By merely rehashing the talking points of the self-driving industry, well-meaning academics draw attention away from the most important question that we should be asking about this technology: who stands to gain from its life-saving potential? Sam Harper, an epidemiologist at McGill University in Montreal, Canada, and his colleagues found that although road fatalities in the United States fell between 1995 and 2010, this benefit was not spread evenly across the socio-economic spectrum (S. Harper et al. Am. J. Epidemiol. 182, 606–614; 2015). If you live in the United States and have at least a university degree, your odds of dying on the nation’s roads have declined. But if you haven’t graduated from university, those odds have risen. In 1995, the mortality rates related to motor-vehicle accidents involving people at the bottom of the education spectrum were 2.4 times higher than those involving people at the top. By 2010, they were about 4.3 times higher.

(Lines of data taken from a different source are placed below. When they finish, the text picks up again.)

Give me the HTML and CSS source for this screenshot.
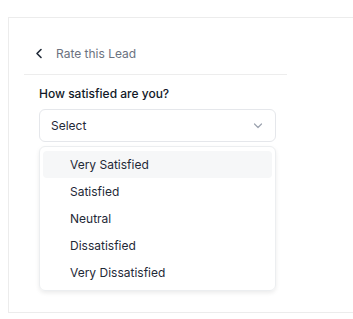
FILE: index.html
```html
<html>
   <head>
      <link rel="stylesheet" href="styles.css">
   </head>
   <body>
      <div class="card">
         <div class="header">
            <svg class="backIcon" width="8" height="11" viewBox="0 0 8 11"><path d="M6 1.5 L2 5.5 L6 9.5" fill="none" stroke="#1f2937" stroke-width="1.6" stroke-linecap="round" stroke-linejoin="round"/></svg>
            <span class="title">Rate this Lead</span>
         </div>
         <div class="form">
            <div class="label">How satisfied are you?</div>
            <div class="select">
               <span>Select</span>
               <svg width="10" height="6" viewBox="0 0 10 6"><path d="M1.5 1 L5 4.5 L8.5 1" fill="none" stroke="#9ca3af" stroke-width="1.2" stroke-linecap="round" stroke-linejoin="round"/></svg>
            </div>
            <div class="menu">
               <div class="option active">Very Satisfied</div>
               <div class="option">Satisfied</div>
               <div class="option">Neutral</div>
               <div class="option">Dissatisfied</div>
               <div class="option">Very Dissatisfied</div>
            </div>
         </div>
      </div>
   </body>
</html>
```
FILE: styles.css
```css
body {
margin: 0;
padding: 17px 6px 6px 8px;
font-family: Inter, "Liberation Sans", sans-serif;
background: #ffffff;
}
.card {
width: 337px;
height: 294px;
border: 1px solid #ececec;
padding: 0 0 0 15px;
}
.header {
display: flex;
align-items: center;
width: 263px;
height: 57px;
padding-top: 14px;
border-bottom: 1.5px solid #ededed;
box-sizing: border-box;
}
.backIcon {
margin-left: 11px;
margin-right: 13px;
}
.title {
font-size: 12px;
color: #6b7280;
}
.form {
padding-left: 15px;
width: 237px;
}
.label {
margin-top: 11px;
font-size: 12px;
font-weight: 500;
color: #111827;
line-height: 16px;
}
.select {
margin-top: 7px;
height: 33px;
border: 1px solid #e5e7eb;
border-radius: 6px;
display: flex;
align-items: center;
justify-content: space-between;
padding: 0 12px 0 11px;
font-size: 12px;
color: #1f2937;
box-sizing: border-box;
}
.menu {
margin-top: 4px;
border: 1px solid #eceef0;
border-radius: 6px;
padding: 4px 3px 4px 3px;
box-shadow: 0 2px 4px rgba(0, 0, 0, 0.08);
}
.option {
height: 27px;
line-height: 27px;
padding-left: 27px;
font-size: 12px;
color: #1f2937;
border-radius: 4px;
}
.active {
background: #f6f7f8;
}
```
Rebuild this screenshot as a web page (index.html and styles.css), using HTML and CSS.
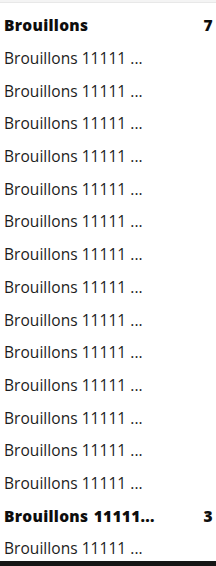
FILE: index.html
```html
<!DOCTYPE html>
<html lang="fr">
<head>
  <meta charset="UTF-8">
  <title>Brouillons</title>
  <link rel="stylesheet" href="styles.css">
</head>
<body>
  <div class="top-strip"></div>

  <ul class="folder-list">
    <li class="folder-row folder-title">
      <span class="name">Brouillons</span>
      <span class="count">7</span>
    </li>
    <li class="folder-row"><span class="name">Brouillons 11111 ...</span></li>
    <li class="folder-row"><span class="name">Brouillons 11111 ...</span></li>
    <li class="folder-row"><span class="name">Brouillons 11111 ...</span></li>
    <li class="folder-row"><span class="name">Brouillons 11111 ...</span></li>
    <li class="folder-row"><span class="name">Brouillons 11111 ...</span></li>
    <li class="folder-row"><span class="name">Brouillons 11111 ...</span></li>
    <li class="folder-row"><span class="name">Brouillons 11111 ...</span></li>
    <li class="folder-row"><span class="name">Brouillons 11111 ...</span></li>
    <li class="folder-row"><span class="name">Brouillons 11111 ...</span></li>
    <li class="folder-row"><span class="name">Brouillons 11111 ...</span></li>
    <li class="folder-row"><span class="name">Brouillons 11111 ...</span></li>
    <li class="folder-row"><span class="name">Brouillons 11111 ...</span></li>
    <li class="folder-row"><span class="name">Brouillons 11111 ...</span></li>
    <li class="folder-row"><span class="name">Brouillons 11111 ...</span></li>
    <li class="folder-row folder-title">
      <span class="name">Brouillons 11111...</span>
      <span class="count">3</span>
    </li>
    <li class="folder-row"><span class="name">Brouillons 11111 ...</span></li>
  </ul>

  <div class="bottom-bar"></div>
</body>
</html>
```

FILE: styles.css
```css
body {
  margin: 0;
  background: #fff;
  font-family: "Open Sans", "Liberation Sans", sans-serif;
  color: #1c1c1c;
  overflow: hidden;
}

.top-strip {
  height: 2px;
  background: #f4f4f4;
  border-bottom: 1px solid #e8e8e8;
}

.folder-list {
  list-style: none;
  margin: 0;
  padding: 6px 0 0 0;
}

.folder-row {
  display: flex;
  align-items: center;
  justify-content: space-between;
  height: 32.7px;
  padding: 0 3px 0 4px;
  font-size: 15.5px;
  letter-spacing: 0.05px;
  white-space: nowrap;
}

.folder-title {
  font-weight: 800;
  letter-spacing: 0.3px;
  color: #0d0d0d;
}

.folder-title .name {
  word-spacing: 1px;
}

.bottom-bar {
  position: fixed;
  left: 0;
  right: 0;
  bottom: 0;
  height: 5px;
  background: #151515;
}
```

One reason for this might be that people with less money tend to own older vehicles that lack advanced safety features, such as rear-facing cameras, blind-spot detectors and adaptive cruise control. To put it more simply: if there is a group in the United States that stands to benefit most from the life-saving potential of self-driving technology, it’s those who live in the greatest poverty, but only if they can afford the technology. Driverless-car technology might have the potential to improve public health and save lives, but if those who most need it don’t have access, whose lives would we actually be saving?

That is another of the many questions that researchers should be tackling, instead of blindly embracing the claims of the self-driving industry.